Because Rhino Records saluted this western tradition in an excellent, four-disc set in 1992, you'd think that there would be no need for a further examination. But the first two entries in Rounder's four-volume "Singing in the Saddle" serve as a satisfying supplement to Rhino's "Songs of the West" package.
Where the Rhino set leaned toward famous names from the '40s, '50s and '60s (supplementing the Autry and Rogers tunes with western tales by the likes of Johnny Cash and Marty Robbins), the Rounder series focuses on the evolution of the genre, with selections dating back to the '20s.

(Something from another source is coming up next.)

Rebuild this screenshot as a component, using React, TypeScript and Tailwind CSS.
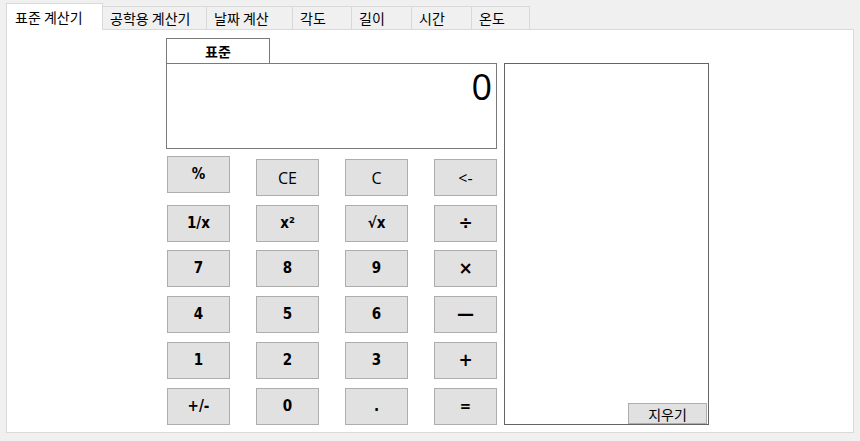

"Cattle Call," which is Volume 1, offers a revealing look at the way the cowboy-western tradition drew upon so many influences--from the folk undercurrents of Carl T. Sprague's 1925 recording of "When the Work's All Done This Fall" to the pop coloring of the Sons of the Pioneers' 1950 version of "I'll Take You Home Again, Kathleen." In addition, "Cattle Call" offers Jimmie Rodgers' exquisite, blues-tinged "When the Cactus Is in Bloom."
The disc also includes a selection by Ken Maynard, who was the movies' first singing cowboy. His voice is so grating on "Lone Star Trail," however, that it's easy to see why Autry and Rogers, who were far more pleasing singers, became the popular favorites in the genre.
Volume 2, "Don't Fence Me In: Western Music's Early Golden Era," is also highly recommended. Of special interest, a pair a melancholy tales that reflect on the hardships of the lifestyle: Bob Wills & His Texas Playboys' recording of "Dusty Skies" and the Pioneers' "Tumbleweed Trail." The latter is a haunting, downbeat alternative to the anthemic "Tumblin' Tumbleweeds."
The main weakness with both volumes is length. They only run around 40 minutes each.